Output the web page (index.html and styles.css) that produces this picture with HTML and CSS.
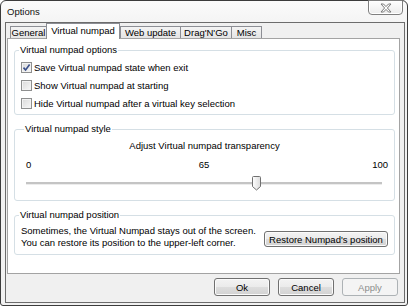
FILE: index.html
```html
<!DOCTYPE html>
<html>
<head>
<meta charset="utf-8">
<title>Options</title>
<link rel="stylesheet" href="styles.css">
</head>
<body>
<div class="window">
  <div class="titlebar">
    <span class="title">Options</span>
    <div class="close">
      <svg width="12" height="10" viewBox="0 0 12 10"><polygon points="1,1 3.5,1 6,3.6 8.5,1 11,1 7.4,5 11,9 8.5,9 6,6.4 3.5,9 1,9 4.6,5" fill="#ffffff" stroke="#7a7a7a" stroke-width="1" stroke-linejoin="round"/></svg>
    </div>
  </div>
  <div class="client">
    <div class="tabs">
      <div class="tab tab-general">General</div>
      <div class="tab tab-active">Virtual numpad</div>
      <div class="tab tab-web">Web update</div>
      <div class="tab tab-drag">Drag'N'Go</div>
      <div class="tab tab-misc">Misc</div>
    </div>
    <div class="pane">
      <fieldset class="group group-options">
        <legend>Virtual numpad options</legend>
        <label class="row"><span class="cb"><svg width="9" height="9" viewBox="0 0 9 9"><path d="M1.5 4.6 L3.6 7 L7.6 1.6" fill="none" stroke="#3a4f8a" stroke-width="1.6"/></svg></span>Save Virtual numpad state when exit</label>
        <label class="row"><span class="cb"></span>Show Virtual numpad at starting</label>
        <label class="row"><span class="cb"></span>Hide Virtual numpad after a virtual key selection</label>
      </fieldset>
      <fieldset class="group group-style">
        <legend>Virtual numpad style</legend>
        <div class="adjust">Adjust Virtual numpad transparency</div>
        <div class="scale">
          <span class="lo">0</span>
          <span class="mid">65</span>
          <span class="hi">100</span>
        </div>
        <div class="slider">
          <div class="track" style="--value:65">
            <svg class="thumb" width="9" height="15" viewBox="0 0 9 15">
              <defs><linearGradient id="tg" x1="0" y1="0" x2="1" y2="0"><stop offset="0" stop-color="#ffffff"/><stop offset="1" stop-color="#dcdcdc"/></linearGradient></defs>
              <path d="M1.5 0.5 H7.5 Q8.5 0.5 8.5 1.5 V10.5 L4.5 14 L0.5 10.5 V1.5 Q0.5 0.5 1.5 0.5 Z" fill="url(#tg)" stroke="#707070" stroke-width="1"/>
            </svg>
          </div>
        </div>
      </fieldset>
      <fieldset class="group group-position">
        <legend>Virtual numpad position</legend>
        <div class="position">
          <p class="note">Sometimes, the Virtual Numpad stays out of the screen.<br>You can restore its position to the upper-left corner.</p>
          <button class="btn btn-restore">Restore Numpad's position</button>
        </div>
      </fieldset>
    </div>
    <div class="footer">
      <button class="btn btn-dlg">Ok</button>
      <button class="btn btn-dlg">Cancel</button>
      <button class="btn btn-dlg btn-disabled">Apply</button>
    </div>
  </div>
</div>
</body>
</html>
```
FILE: styles.css
```css
html, body {
  margin: 0;
  padding: 0;
  background: #ffffff;
}
body {
  width: 408px;
  height: 306px;
  overflow: hidden;
  font-family: "Liberation Sans", Arial, sans-serif;
  font-size: 9.5px;
  color: #000;
}
.window {
  box-sizing: border-box;
  width: 408px;
  height: 306px;
  border: 1px solid #3c3c3c;
  border-radius: 6px 6px 3px 3px;
  background: linear-gradient(#fbfbfb, #f1f1f1 30px, #f1f1f1);
  display: flex;
  flex-direction: column;
  padding: 0 2px 2px 4px;
}
.titlebar {
  height: 21px;
  flex: none;
  display: flex;
  justify-content: space-between;
  align-items: flex-start;
}
.title {
  padding-left: 2px;
  line-height: 21px;
  font-size: 9.5px;
  color: #111;
}
.close {
  box-sizing: border-box;
  width: 35px;
  height: 15px;
  margin-top: -1px;
  margin-right: 2px;
  border: 1px solid #7f7f7f;
  border-radius: 0 0 4px 4px;
  background: linear-gradient(#fefefe, #ececec);
  box-shadow: inset 0 0 0 1px #ffffff;
  display: flex;
  align-items: center;
  justify-content: center;
}
.close svg { display: block; }
.client {
  flex: 1;
  border: 1px solid #6c6c6c;
  background: #f0f0f0;
  display: flex;
  flex-direction: column;
  min-height: 0;
}
.tabs {
  height: 15px;
  flex: none;
  display: flex;
  align-items: flex-end;
  padding-left: 4px;
}
.tab {
  box-sizing: border-box;
  height: 12px;
  line-height: 11px;
  border: 1px solid #8c8e94;
  border-bottom: none;
  background: linear-gradient(#f4f4f4, #e4e4e4);
  text-align: center;
  white-space: nowrap;
  margin-left: -1px;
}
.tab-general { width: 37px; margin-left: 0; }
.tab-active {
  width: 74px;
  height: 16px;
  line-height: 13px;
  margin-bottom: -1px;
  background: #ffffff;
  position: relative;
  z-index: 1;
}
.tab-web { width: 61px; margin-left: 0; }
.tab-drag { width: 52px; }
.tab-misc { width: 31px; }
.pane {
  box-sizing: border-box;
  height: 236px;
  flex: none;
  margin: 0 4px 0 1px;
  border: 1px solid #a3a3a3;
  background: #ffffff;
  padding: 0 4px 0 6px;
}
.group {
  margin: 8px 0 0 0;
  border: 1px solid #d5dfe5;
  border-radius: 3px;
  padding: 0 6px;
  min-inline-size: 0;
}
.group-options { margin-top: 5px; padding-top: 2px; padding-bottom: 2px; }
.group legend {
  padding: 0 1px;
  margin-left: -2px;
  line-height: 12px;
  height: 12px;
}
.row {
  display: flex;
  align-items: center;
  height: 18px;
  white-space: nowrap;
}
.cb {
  box-sizing: border-box;
  width: 11px;
  height: 11px;
  margin-right: 2px;
  border: 1px solid #8e8f8f;
  background: linear-gradient(135deg, #d9d9d9, #f7f7f7);
  box-shadow: inset 0 0 0 1px #f2f2f2;
  display: flex;
  align-items: center;
  justify-content: center;
  flex: none;
}
.cb svg { display: block; }
.group-style { padding: 5px 6px 9px 11px; }
.adjust {
  line-height: 12px;
  text-align: center;
  padding-right: 5px;
}
.scale {
  margin-top: 7px;
  line-height: 12px;
  display: grid;
  grid-template-columns: 1fr auto 1fr;
}
.scale .mid { margin-right: 6px; }
.scale .hi { text-align: right; }
.slider {
  margin-top: 6px;
  height: 14px;
  padding-right: 6px;
  padding-top: 5px;
  box-sizing: border-box;
}
.track {
  position: relative;
  height: 2px;
  background: #c4c4c4;
  border-bottom: 1px solid #ececec;
}
.thumb {
  position: absolute;
  top: -6px;
  left: calc((100% - 9px) * var(--value) / 100);
  display: block;
}
.group-position { padding: 4px 6px 5px 6px; }
.position {
  display: flex;
  justify-content: space-between;
  align-items: flex-start;
}
.note {
  margin: 0;
  line-height: 12px;
  white-space: nowrap;
}
.btn {
  box-sizing: border-box;
  font-family: inherit;
  font-size: 9.5px;
  color: #000;
  border: 1px solid #707070;
  border-radius: 3px;
  background: linear-gradient(#f3f3f3 0%, #ebebeb 50%, #dedede 50%, #d2d2d2 100%);
  box-shadow: inset 0 0 0 1px #fbfbfb;
  padding: 0;
  margin: 0;
  text-align: center;
}
.btn-restore {
  width: 124px;
  height: 16px;
  margin-top: 6px;
}
.footer {
  flex: 1;
  display: flex;
  justify-content: flex-end;
  gap: 8px;
  padding: 4px 6px 0 0;
  border-top: 0;
}
.btn-dlg {
  width: 56px;
  height: 18px;
}
.btn-disabled {
  border-color: #adb2b5;
  background: #f4f4f4;
  box-shadow: none;
  color: #8d8d8d;
}
```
• • • • • • •
__Task details__
Filter the listing above by the word "index"; copy each line that passes.

__Written solution__
Output the web page (index.html and styles.css) that produces this picture with HTML and CSS.
FILE: index.html
  z-index: 1;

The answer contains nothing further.